"""

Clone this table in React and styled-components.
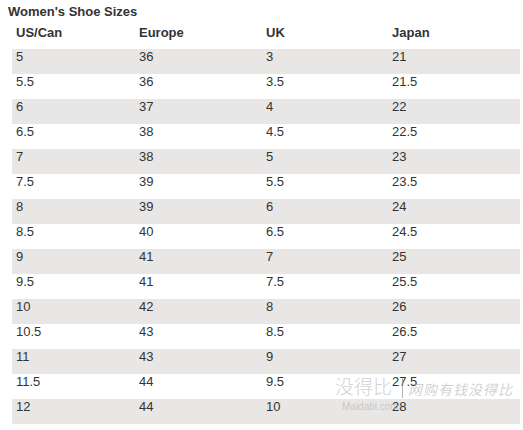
import React from 'react';
import styled, { createGlobalStyle } from 'styled-components';

const GlobalStyle = createGlobalStyle`
  body {
    margin: 0;
    background: #fff;
    font-family: "Liberation Sans", Arial, sans-serif;
  }
`;

const Page = styled.div`
  position: relative;
  width: 523px;
  height: 430px;
  overflow: hidden;
  color: #333;
`;

const Title = styled.h1`
  margin: 0;
  padding: 4px 0 0 8px;
  height: 16px;
  font-size: 13px;
  line-height: 16px;
  font-weight: bold;
  color: #333;
`;

const Table = styled.div`
  margin-left: 12px;
  width: 508px;
`;

const Row = styled.div`
  display: grid;
  grid-template-columns: 123px 127px 126px 1fr;
  height: ${(p) => (p.$head ? '29px' : '25px')};
  background: ${(p) => (p.$shaded ? '#e8e7e5' : '#fff')};
`;

const Cell = styled.div`
  padding: ${(p) => (p.$head ? '5px' : '0')} 0 0 4px;
  font-size: 13px;
  line-height: 16px;
  font-weight: ${(p) => (p.$head ? 'bold' : 'normal')};
  color: #333;
`;

const Watermark = styled.div`
  position: absolute;
  left: 335px;
  top: 374px;
  display: flex;
  flex-direction: column;
  pointer-events: none;
  color: rgba(170, 170, 170, 0.55);
`;

const MarkLine = styled.div`
  display: flex;
  align-items: flex-end;
`;

const MarkBig = styled.span`
  font-family: "Noto Sans CJK SC", sans-serif;
  font-size: 19px;
  line-height: 24px;
  font-weight: 300;
`;

const MarkBar = styled.span`
  width: 1px;
  height: 20px;
  background: rgba(150, 150, 150, 0.7);
  margin: 0 5px 0 10px;
`;

const MarkSmall = styled.span`
  font-family: "Noto Sans CJK SC", sans-serif;
  font-size: 14px;
  line-height: 18px;
  font-style: italic;
  letter-spacing: 1px;
`;

const MarkDomain = styled.span`
  font-size: 10px;
  line-height: 12px;
  margin: 3px 0 0 7px;
`;

const sizes = [
  ['5', '36', '3', '21'],
  ['5.5', '36', '3.5', '21.5'],
  ['6', '37', '4', '22'],
  ['6.5', '38', '4.5', '22.5'],
  ['7', '38', '5', '23'],
  ['7.5', '39', '5.5', '23.5'],
  ['8', '39', '6', '24'],
  ['8.5', '40', '6.5', '24.5'],
  ['9', '41', '7', '25'],
  ['9.5', '41', '7.5', '25.5'],
  ['10', '42', '8', '26'],
  ['10.5', '43', '8.5', '26.5'],
  ['11', '43', '9', '27'],
  ['11.5', '44', '9.5', '27.5'],
  ['12', '44', '10', '28'],
];

export default function App() {
  return (
    <Page>
      <GlobalStyle />
      <Title>Women's Shoe Sizes</Title>
      <Table>
        <Row $head>
          {['US/Can', 'Europe', 'UK', 'Japan'].map((h) => (
            <Cell $head key={h}>{h}</Cell>
          ))}
        </Row>
        {sizes.map((row, idx) => (
          <Row key={idx} $shaded={idx % 2 === 0}>
            {row.map((v, i) => <Cell key={i}>{v}</Cell>)}
          </Row>
        ))}
      </Table>
      <Watermark>
        <MarkLine>
          <MarkBig>没得比</MarkBig>
          <MarkBar />
          <MarkSmall>网购有钱没得比</MarkSmall>
        </MarkLine>
        <MarkDomain>Maidabi.com</MarkDomain>
      </Watermark>
    </Page>
  );
}
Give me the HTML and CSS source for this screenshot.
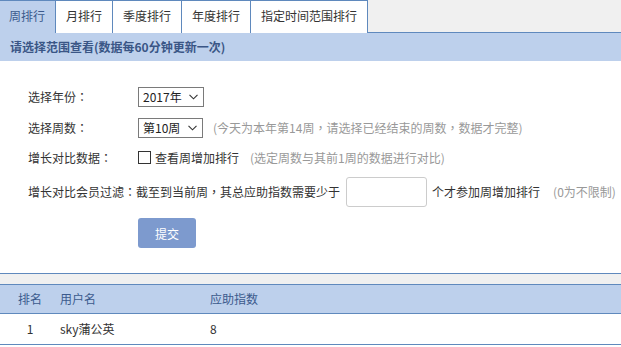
FILE: index.html
```html
<!DOCTYPE html>
<html lang="zh-CN">
<head>
<meta charset="utf-8">
<title>周排行</title>
<link rel="stylesheet" href="styles.css">
</head>
<body>
<div class="tabs">
  <a class="tab active">周排行</a>
  <a class="tab">月排行</a>
  <a class="tab">季度排行</a>
  <a class="tab">年度排行</a>
  <a class="tab">指定时间范围排行</a>
</div>
<div class="panel-head">请选择范围查看(数据每60分钟更新一次)</div>
<form class="form">
  <div class="row row-year">
    <span class="label">选择年份<span class="p" lang="zh-TW">：</span></span>
    <span class="sel sel-year">
      <select><option>2017年</option></select>
      <svg class="chev" width="9" height="6" viewBox="0 0 9 6"><path d="M0.5 0.8 L4.5 4.8 L8.5 0.8" fill="none" stroke="#333" stroke-width="1.1"/></svg>
    </span>
  </div>
  <div class="row row-week">
    <span class="label">选择周数<span class="p" lang="zh-TW">：</span></span>
    <span class="sel sel-week">
      <select><option>第10周</option></select>
      <svg class="chev" width="9" height="6" viewBox="0 0 9 6"><path d="M0.5 0.8 L4.5 4.8 L8.5 0.8" fill="none" stroke="#333" stroke-width="1.1"/></svg>
    </span>
    <span class="hint">(今天为本年第14周<span class="p" lang="zh-TW">，</span>请选择已经结束的周数<span class="p" lang="zh-TW">，</span>数据才完整)</span>
  </div>
  <div class="row row-cmp">
    <span class="label">增长对比数据<span class="p" lang="zh-TW">：</span></span>
    <label class="check"><input type="checkbox"><span>查看周增加排行</span></label>
    <span class="hint hint-cmp">(选定周数与其前1周的数据进行对比)</span>
  </div>
  <div class="row row-filter">
    <span class="label-long">增长对比会员过滤<span class="p" lang="zh-TW">：</span>截至到当前周<span class="p" lang="zh-TW">，</span>其总应助指数需要少于</span>
    <input class="num" type="text">
    <span class="after">个才参加周增加排行</span>
    <span class="hint hint-zero">(0为不限制)</span>
  </div>
  <div class="row row-btn">
    <button type="button" class="submit">提交</button>
  </div>
</form>
<div class="table">
  <div class="gap-band"></div>
  <div class="tr th">
    <span class="c1">排名</span><span class="c2">用户名</span><span class="c3">应助指数</span>
  </div>
  <div class="tr td">
    <span class="c1">1</span><span class="c2">sky蒲公英</span><span class="c3">8</span>
  </div>
</div>
</body>
</html>
```
FILE: styles.css
```css
* { box-sizing: border-box; }
html, body { margin: 0; padding: 0; background: #fff; }
body {
  font-family: "Noto Sans CJK SC", "Microsoft YaHei", "Liberation Sans", sans-serif;
  font-size: 12px;
  color: #333;
  line-height: 1.2;
}
.p {
  font-family: "Noto Sans CJK TC", "Noto Sans CJK SC", sans-serif;
}
.tabs {
  display: flex;
  background: #f0f0f0;
  border-bottom: 1px solid #5f89bd;
  height: 33px;
}
.tab {
  display: flex;
  align-items: center;
  height: 33px;
  padding: 0 10px 1px 10px;
  background: #fff;
  border: 1px solid #5f89bd;
  border-bottom: none;
  margin-right: -1px;
  margin-bottom: -1px;
  color: #333;
  font-size: 12px;
}
.tab.active {
  background: #bdd0ec;
  color: #3b5a8c;
  border-left: none;
  padding-left: 9px;
}
.tab:last-child { margin-right: 0; }
.panel-head {
  height: 28px;
  background: #bdd0ec;
  padding: 0 10px;
  display: flex;
  align-items: center;
  font-weight: bold;
  color: #3a5686;
  font-size: 12px;
}
.form {
  padding: 26px 0 0 28px;
}
.row {
  display: flex;
  align-items: center;
}
.label {
  width: 110px;
  flex: none;
}
.row-year { height: 20px; }
.row-week { height: 20px; margin-top: 11px; }
.row-cmp { height: 20px; margin-top: 10px; }
.row-filter { height: 30px; margin-top: 9px; }
.row-btn { margin-top: 11px; padding-left: 110px; height: 30px; }
.sel {
  position: relative;
  display: inline-block;
  height: 20px;
}
.sel select {
  appearance: none;
  -webkit-appearance: none;
  height: 20px;
  border: 1px solid #7a7a7a;
  border-radius: 0;
  background: #fff;
  font-family: inherit;
  font-size: 12px;
  color: #222;
  padding: 0 0 0 4px;
  margin: 0;
  line-height: 18px;
}
.sel-year select { width: 66px; }
.sel-week select { width: 65px; }
.chev {
  position: absolute;
  right: 6px;
  top: 7px;
  pointer-events: none;
}
.hint {
  color: #999;
  margin-left: 10px;
}
.check {
  display: flex;
  align-items: center;
}
.check input {
  appearance: none;
  -webkit-appearance: none;
  width: 13px;
  height: 13px;
  margin: 0 4px 0 0;
  border: 1px solid #333;
  border-radius: 0;
  background: #fff;
}
.hint-cmp { margin-left: 11px; }
.label-long { flex: none; }
.num {
  width: 81px;
  height: 30px;
  margin: 0 5px 0 6px;
  border: 1px solid #ccc;
  border-radius: 3px;
  padding: 0 6px;
  font-family: inherit;
  font-size: 12px;
}
.hint-zero { margin-left: 13px; }
.submit {
  width: 58px;
  height: 30px;
  border: none;
  border-radius: 3px;
  background: #7d9ace;
  color: #fff;
  font-family: inherit;
  font-size: 12px;
  padding: 0;
}
.table {
  margin-top: 25px;
}
.gap-band {
  height: 12px;
  background: #f0f0f0;
  border-top: 1px solid #5f89bd;
  border-bottom: 1px solid #5f89bd;
}
.tr {
  display: grid;
  grid-template-columns: 60px 150px 1fr;
  align-items: center;
  border-bottom: 1px solid #5f89bd;
}
.th {
  height: 29px;
  background: #bdd0ec;
  color: #3b5a8c;
}
.td {
  height: 31px;
  color: #333;
}
.c1 { text-align: center; }
```
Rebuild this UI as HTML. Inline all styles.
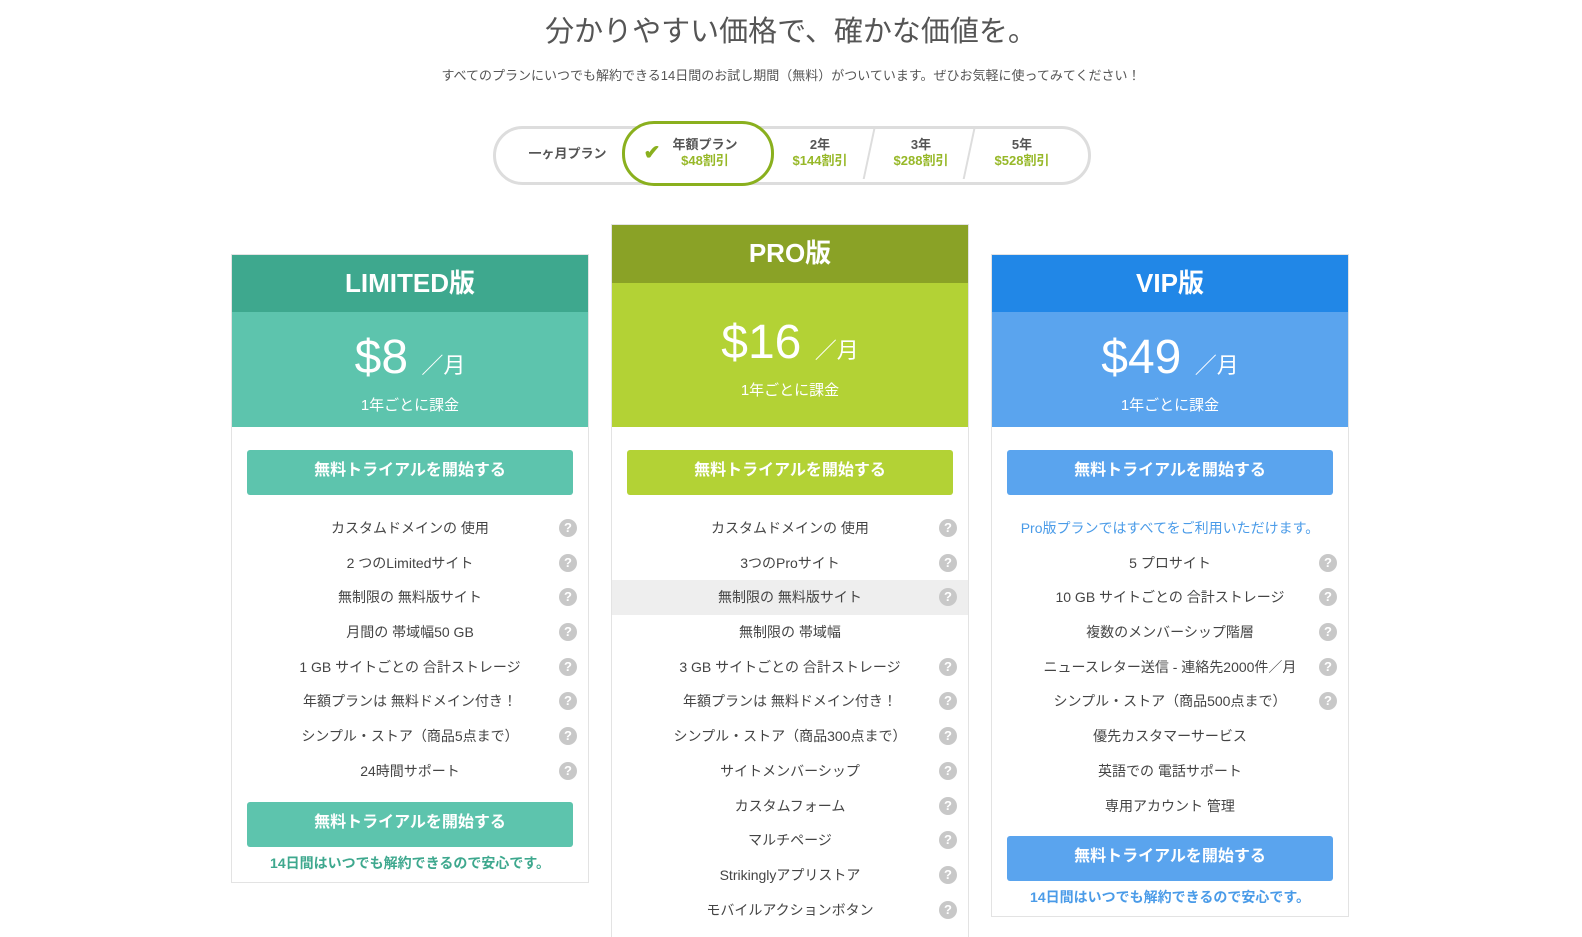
<!DOCTYPE html>
<html style="height:937px;overflow:hidden"><head><meta charset="utf-8"><style>
body{margin:0;width:1582px;height:937px;overflow:hidden;background:#fff;font-family:"Liberation Sans","Noto Sans CJK JP",sans-serif;position:relative;color:#444}
.abs{position:absolute}
h1{position:absolute;top:8px;left:0;width:1582px;text-align:center;font-size:29px;font-weight:normal;color:#555;margin:0}
.sub{top:65px;left:0;width:1582px;text-align:center;font-size:13px;color:#555}
.tog{left:493px;top:126px;width:592px;height:53px;border:3px solid #ddd;border-radius:30px;box-sizing:content-box}
.t{position:absolute;text-align:center;font-size:13px;font-weight:bold;color:#555;line-height:16px}
.t span{color:#97b828;display:block}
.sel{left:622px;top:121px;width:146px;height:59px;border:3px solid #8ab01e;border-radius:32px;background:#fff}
.card{position:absolute;width:358px;border:1px solid #e3e3e3;box-sizing:border-box;background:#fff;overflow:hidden}
.hd{height:57px;color:#fff;font-size:26px;font-weight:bold;text-align:center;line-height:57px}
.pr{height:115px;color:#fff;text-align:center}
.pr .p{font-size:48px;padding-top:18px;line-height:56px}
.pr .p small{font-size:22px}
.pr .n{font-size:15px}
.btn{margin:23px 15px 0;height:45px;border-radius:3px;color:#fff;font-weight:bold;font-size:16px;text-align:center;line-height:42px}
.rows{margin-top:16px}
.r{height:34.7px;line-height:34.7px;text-align:center;font-size:14px;color:#444;position:relative}
.r i{position:absolute;right:11px;top:8px;width:18px;height:18px;border-radius:50%;background:#c8c8c8;color:#fff;font-style:normal;font-weight:bold;font-size:13px;line-height:18px;text-align:center}
.foot{text-align:center;font-size:14px;font-weight:bold;margin-top:6px}
</style></head><body>
<h1>分かりやすい価格で、確かな価値を。</h1>
<div class="abs sub">すべてのプランにいつでも解約できる14日間のお試し期間（無料）がついています。ぜひお気軽に使ってみてください！</div>
<div class="abs tog"></div>
<div class="abs" style="left:868px;top:129px;width:2px;height:50px;background:#ddd;transform:skewX(-12deg)"></div>
<div class="abs" style="left:968px;top:129px;width:2px;height:50px;background:#ddd;transform:skewX(-12deg)"></div>
<div class="t" style="left:520px;top:146px;width:95px">一ヶ月プラン</div>
<div class="abs sel"></div>
<div class="t" style="left:640px;top:137px;width:24px;font-size:20px;color:#8ab01e;line-height:32px">✔</div>
<div class="t" style="left:665px;top:137px;width:80px">年額プラン<span>$48割引</span></div>
<div class="t" style="left:780px;top:137px;width:80px">2年<span>$144割引</span></div>
<div class="t" style="left:881px;top:137px;width:80px">3年<span>$288割引</span></div>
<div class="t" style="left:982px;top:137px;width:80px">5年<span>$528割引</span></div>

<div class="card" style="left:231px;top:254px;height:629px">
<div class="hd" style="background:#3ea88e">LIMITED版</div>
<div class="pr" style="background:#5dc4ad"><div class="p">$8 <small>／月</small></div><div class="n">1年ごとに課金</div></div>
<div class="btn" style="background:#5dc4ad">無料トライアルを開始する</div>
<div class="rows">
<div class="r">カスタムドメインの 使用<i>?</i></div>
<div class="r">2 つのLimitedサイト<i>?</i></div>
<div class="r">無制限の 無料版サイト<i>?</i></div>
<div class="r">月間の 帯域幅50 GB<i>?</i></div>
<div class="r">1 GB サイトごとの 合計ストレージ<i>?</i></div>
<div class="r">年額プランは 無料ドメイン付き！<i>?</i></div>
<div class="r">シンプル・ストア（商品5点まで）<i>?</i></div>
<div class="r">24時間サポート<i>?</i></div>
</div>
<div class="btn" style="background:#5dc4ad;margin-top:13px">無料トライアルを開始する</div>
<div class="foot" style="color:#3ea88e">14日間はいつでも解約できるので安心です。</div>
</div>

<div class="card" style="left:611px;top:224px;height:713px;border-bottom:none">
<div class="hd" style="background:#8aa226;height:58px;line-height:56px">PRO版</div>
<div class="pr" style="background:#b3d235;height:144px"><div class="p" style="padding-top:32px">$16 <small>／月</small></div><div class="n">1年ごとに課金</div></div>
<div class="btn" style="background:#b3d235">無料トライアルを開始する</div>
<div class="rows">
<div class="r">カスタムドメインの 使用<i>?</i></div>
<div class="r">3つのProサイト<i>?</i></div>
<div class="r" style="background:#eee">無制限の 無料版サイト<i>?</i></div>
<div class="r">無制限の 帯域幅</div>
<div class="r">3 GB サイトごとの 合計ストレージ<i>?</i></div>
<div class="r">年額プランは 無料ドメイン付き！<i>?</i></div>
<div class="r">シンプル・ストア（商品300点まで）<i>?</i></div>
<div class="r">サイトメンバーシップ<i>?</i></div>
<div class="r">カスタムフォーム<i>?</i></div>
<div class="r">マルチページ<i>?</i></div>
<div class="r">Strikinglyアプリストア<i>?</i></div>
<div class="r">モバイルアクションボタン<i>?</i></div>
</div>
</div>

<div class="card" style="left:991px;top:254px;height:663px">
<div class="hd" style="background:#2187e7">VIP版</div>
<div class="pr" style="background:#5aa4ee"><div class="p">$49 <small>／月</small></div><div class="n">1年ごとに課金</div></div>
<div class="btn" style="background:#5aa4ee">無料トライアルを開始する</div>
<div class="rows">
<div class="r" style="color:#4a9be8">Pro版プランではすべてをご利用いただけます。</div>
<div class="r">5 プロサイト<i>?</i></div>
<div class="r">10 GB サイトごとの 合計ストレージ<i>?</i></div>
<div class="r">複数のメンバーシップ階層<i>?</i></div>
<div class="r">ニュースレター送信 - 連絡先2000件／月<i>?</i></div>
<div class="r">シンプル・ストア（商品500点まで）<i>?</i></div>
<div class="r">優先カスタマーサービス</div>
<div class="r">英語での 電話サポート</div>
<div class="r">専用アカウント 管理</div>
</div>
<div class="btn" style="background:#5aa4ee;margin-top:13px">無料トライアルを開始する</div>
<div class="foot" style="color:#4a9be8">14日間はいつでも解約できるので安心です。</div>
</div>
</body></html>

"""

What this task involves: Pull out every line above that holds the word "components".

Answer to the exercise:
Clone this table in React and styled-components.
import styled, { createGlobalStyle } from 'styled-components';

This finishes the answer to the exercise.